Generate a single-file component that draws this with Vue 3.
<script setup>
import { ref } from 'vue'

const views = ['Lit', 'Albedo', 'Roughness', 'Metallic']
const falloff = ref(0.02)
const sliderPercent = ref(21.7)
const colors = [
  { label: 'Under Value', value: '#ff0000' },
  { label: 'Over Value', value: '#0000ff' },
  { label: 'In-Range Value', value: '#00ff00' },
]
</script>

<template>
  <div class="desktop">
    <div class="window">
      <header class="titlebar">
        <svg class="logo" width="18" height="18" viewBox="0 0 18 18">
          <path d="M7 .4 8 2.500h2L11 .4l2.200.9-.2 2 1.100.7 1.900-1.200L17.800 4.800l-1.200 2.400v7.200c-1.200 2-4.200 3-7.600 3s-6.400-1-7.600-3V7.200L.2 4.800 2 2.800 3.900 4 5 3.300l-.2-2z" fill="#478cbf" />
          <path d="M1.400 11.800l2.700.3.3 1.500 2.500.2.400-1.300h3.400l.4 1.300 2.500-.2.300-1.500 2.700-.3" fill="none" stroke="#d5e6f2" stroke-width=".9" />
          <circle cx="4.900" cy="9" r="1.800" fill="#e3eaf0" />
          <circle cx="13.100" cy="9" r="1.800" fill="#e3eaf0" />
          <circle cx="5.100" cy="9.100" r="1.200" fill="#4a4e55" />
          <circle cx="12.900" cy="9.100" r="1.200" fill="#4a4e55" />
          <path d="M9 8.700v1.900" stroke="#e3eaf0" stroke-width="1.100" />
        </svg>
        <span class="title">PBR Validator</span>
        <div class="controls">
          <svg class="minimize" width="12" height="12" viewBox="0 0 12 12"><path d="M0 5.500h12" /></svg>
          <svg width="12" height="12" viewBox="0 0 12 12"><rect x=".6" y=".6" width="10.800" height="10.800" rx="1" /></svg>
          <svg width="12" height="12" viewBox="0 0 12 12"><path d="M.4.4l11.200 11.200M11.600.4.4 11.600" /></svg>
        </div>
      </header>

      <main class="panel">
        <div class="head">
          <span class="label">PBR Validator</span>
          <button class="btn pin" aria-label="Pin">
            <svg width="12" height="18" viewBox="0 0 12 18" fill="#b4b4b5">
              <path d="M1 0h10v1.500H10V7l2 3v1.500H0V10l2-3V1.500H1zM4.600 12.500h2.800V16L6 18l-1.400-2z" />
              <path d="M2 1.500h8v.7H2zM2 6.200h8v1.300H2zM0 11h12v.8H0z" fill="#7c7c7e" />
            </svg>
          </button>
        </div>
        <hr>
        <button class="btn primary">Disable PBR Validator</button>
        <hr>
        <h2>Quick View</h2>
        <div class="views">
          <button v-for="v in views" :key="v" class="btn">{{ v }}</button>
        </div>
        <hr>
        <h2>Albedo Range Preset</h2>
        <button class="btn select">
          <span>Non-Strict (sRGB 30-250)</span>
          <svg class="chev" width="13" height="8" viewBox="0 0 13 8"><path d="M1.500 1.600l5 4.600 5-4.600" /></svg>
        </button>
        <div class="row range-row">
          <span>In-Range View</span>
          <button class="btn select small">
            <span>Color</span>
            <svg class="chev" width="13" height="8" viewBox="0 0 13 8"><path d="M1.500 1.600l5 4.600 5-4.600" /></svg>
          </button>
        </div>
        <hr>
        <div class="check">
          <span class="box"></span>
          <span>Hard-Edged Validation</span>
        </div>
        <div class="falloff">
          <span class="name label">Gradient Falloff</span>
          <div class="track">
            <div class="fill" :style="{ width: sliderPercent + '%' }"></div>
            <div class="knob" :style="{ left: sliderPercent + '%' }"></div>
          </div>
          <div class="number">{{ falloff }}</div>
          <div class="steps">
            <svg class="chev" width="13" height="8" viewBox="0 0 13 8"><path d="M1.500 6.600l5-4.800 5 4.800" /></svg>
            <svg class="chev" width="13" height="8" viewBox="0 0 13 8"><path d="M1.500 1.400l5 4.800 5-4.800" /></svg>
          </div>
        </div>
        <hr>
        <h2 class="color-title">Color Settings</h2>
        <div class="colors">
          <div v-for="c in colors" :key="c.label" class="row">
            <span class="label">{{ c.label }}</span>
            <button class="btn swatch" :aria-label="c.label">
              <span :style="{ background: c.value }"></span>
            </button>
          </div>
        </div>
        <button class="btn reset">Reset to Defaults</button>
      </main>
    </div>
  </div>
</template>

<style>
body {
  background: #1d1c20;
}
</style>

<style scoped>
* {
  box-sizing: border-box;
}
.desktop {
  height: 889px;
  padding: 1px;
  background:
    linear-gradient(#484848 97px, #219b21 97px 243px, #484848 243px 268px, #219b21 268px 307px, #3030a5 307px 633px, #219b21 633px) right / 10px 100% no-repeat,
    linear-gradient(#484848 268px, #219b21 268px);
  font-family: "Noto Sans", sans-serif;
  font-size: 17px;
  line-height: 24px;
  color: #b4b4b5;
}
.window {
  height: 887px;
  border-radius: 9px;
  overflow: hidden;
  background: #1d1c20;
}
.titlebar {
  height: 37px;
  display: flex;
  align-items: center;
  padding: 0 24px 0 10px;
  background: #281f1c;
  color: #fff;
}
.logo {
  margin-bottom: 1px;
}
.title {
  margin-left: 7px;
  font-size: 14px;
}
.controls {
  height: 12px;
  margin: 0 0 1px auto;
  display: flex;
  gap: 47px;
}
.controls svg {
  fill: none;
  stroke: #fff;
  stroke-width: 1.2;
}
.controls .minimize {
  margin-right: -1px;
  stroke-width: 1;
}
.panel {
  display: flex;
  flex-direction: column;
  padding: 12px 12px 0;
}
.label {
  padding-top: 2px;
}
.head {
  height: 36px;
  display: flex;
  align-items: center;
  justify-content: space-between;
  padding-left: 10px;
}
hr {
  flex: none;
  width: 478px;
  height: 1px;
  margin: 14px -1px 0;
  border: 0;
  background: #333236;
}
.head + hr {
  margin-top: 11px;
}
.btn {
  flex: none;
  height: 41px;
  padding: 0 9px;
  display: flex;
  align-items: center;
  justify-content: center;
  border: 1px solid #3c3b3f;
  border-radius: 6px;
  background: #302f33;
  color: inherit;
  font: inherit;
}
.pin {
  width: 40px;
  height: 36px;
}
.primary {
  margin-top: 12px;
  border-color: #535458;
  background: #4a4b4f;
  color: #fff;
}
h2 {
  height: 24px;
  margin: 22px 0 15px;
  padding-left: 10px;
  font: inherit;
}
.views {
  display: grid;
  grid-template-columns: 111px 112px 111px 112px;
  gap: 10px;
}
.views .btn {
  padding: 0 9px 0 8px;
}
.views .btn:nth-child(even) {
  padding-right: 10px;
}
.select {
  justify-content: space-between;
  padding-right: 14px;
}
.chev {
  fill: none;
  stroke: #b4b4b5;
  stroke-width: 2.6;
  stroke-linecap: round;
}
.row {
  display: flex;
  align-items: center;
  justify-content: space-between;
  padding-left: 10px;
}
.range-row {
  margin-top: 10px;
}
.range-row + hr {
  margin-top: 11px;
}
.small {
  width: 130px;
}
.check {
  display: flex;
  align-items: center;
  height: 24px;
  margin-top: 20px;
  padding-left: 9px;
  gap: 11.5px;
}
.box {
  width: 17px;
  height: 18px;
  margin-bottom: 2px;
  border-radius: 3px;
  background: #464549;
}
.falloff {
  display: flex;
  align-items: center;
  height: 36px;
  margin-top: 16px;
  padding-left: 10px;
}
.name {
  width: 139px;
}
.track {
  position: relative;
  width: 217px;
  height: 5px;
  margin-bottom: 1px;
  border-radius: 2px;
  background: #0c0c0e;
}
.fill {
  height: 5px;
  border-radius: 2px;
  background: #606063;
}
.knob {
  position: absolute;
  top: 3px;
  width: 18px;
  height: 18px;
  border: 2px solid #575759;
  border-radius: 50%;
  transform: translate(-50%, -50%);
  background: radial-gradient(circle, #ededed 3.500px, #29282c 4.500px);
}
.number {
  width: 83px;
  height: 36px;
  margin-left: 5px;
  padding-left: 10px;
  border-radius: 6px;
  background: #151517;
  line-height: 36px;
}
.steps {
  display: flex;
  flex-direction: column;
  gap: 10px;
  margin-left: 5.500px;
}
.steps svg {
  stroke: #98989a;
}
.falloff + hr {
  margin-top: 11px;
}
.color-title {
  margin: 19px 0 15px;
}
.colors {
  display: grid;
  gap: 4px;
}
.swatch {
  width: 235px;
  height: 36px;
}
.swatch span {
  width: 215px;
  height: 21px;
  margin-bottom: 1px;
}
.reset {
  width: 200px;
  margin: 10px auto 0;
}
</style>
- - -
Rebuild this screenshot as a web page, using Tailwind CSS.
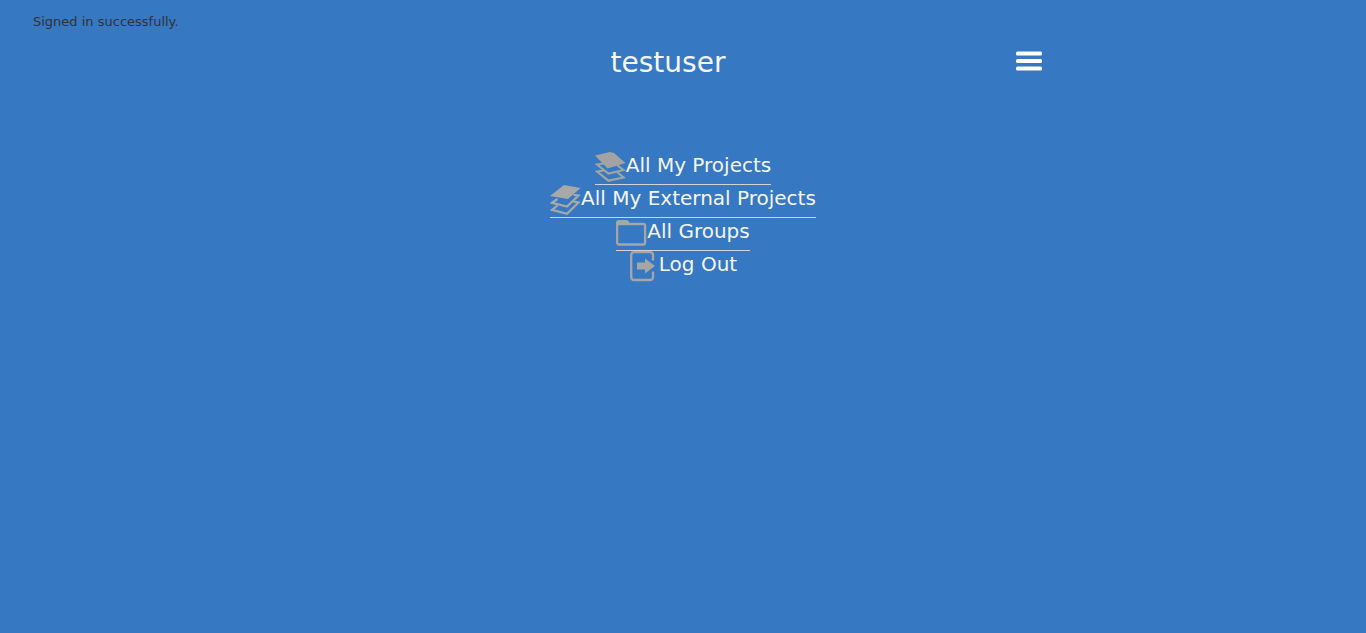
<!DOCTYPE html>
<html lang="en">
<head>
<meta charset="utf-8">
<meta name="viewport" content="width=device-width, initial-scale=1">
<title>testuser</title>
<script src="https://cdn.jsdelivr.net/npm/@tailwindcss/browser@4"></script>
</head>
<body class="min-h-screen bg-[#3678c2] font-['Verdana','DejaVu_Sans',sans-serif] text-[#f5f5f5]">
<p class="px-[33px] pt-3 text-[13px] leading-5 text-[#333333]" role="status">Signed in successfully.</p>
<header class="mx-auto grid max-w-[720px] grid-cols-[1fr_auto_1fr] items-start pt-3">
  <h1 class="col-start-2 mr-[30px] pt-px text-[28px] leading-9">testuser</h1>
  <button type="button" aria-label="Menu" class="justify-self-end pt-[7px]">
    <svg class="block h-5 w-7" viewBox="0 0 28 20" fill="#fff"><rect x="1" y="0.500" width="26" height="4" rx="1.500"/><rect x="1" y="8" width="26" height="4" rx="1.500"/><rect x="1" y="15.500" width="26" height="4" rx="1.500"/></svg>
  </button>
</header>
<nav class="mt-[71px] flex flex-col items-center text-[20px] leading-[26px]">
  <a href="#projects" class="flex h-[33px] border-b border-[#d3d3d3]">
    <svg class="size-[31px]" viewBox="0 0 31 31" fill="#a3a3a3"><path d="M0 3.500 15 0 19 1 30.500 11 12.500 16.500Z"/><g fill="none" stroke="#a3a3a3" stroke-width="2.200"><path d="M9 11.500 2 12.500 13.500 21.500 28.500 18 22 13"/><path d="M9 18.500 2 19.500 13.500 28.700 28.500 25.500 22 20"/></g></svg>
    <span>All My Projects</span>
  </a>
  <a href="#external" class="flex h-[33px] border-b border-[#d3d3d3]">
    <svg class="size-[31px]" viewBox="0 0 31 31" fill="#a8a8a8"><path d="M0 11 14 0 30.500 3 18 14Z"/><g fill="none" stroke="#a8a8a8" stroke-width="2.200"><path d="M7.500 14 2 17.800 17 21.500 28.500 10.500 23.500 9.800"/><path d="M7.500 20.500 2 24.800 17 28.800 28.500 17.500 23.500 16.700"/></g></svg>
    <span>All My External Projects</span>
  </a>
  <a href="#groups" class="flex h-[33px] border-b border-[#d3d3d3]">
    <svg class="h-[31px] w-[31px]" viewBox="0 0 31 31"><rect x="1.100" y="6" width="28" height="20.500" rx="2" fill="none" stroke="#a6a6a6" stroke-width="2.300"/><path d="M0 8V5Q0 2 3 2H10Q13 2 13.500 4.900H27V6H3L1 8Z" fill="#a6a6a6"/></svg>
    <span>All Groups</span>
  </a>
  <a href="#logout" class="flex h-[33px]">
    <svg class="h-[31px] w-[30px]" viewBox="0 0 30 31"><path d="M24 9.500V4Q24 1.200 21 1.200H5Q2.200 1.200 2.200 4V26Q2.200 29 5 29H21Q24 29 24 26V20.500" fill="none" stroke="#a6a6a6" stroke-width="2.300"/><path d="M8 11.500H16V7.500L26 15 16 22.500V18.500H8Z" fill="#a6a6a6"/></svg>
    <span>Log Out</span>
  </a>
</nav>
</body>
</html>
- - -
__Work to do__.
In the lines above, find each one with "this" and list it.

__Exercise response__.
Generate a single-file component that draws this with Vue 3.
Rebuild this screenshot as a web page, using Tailwind CSS.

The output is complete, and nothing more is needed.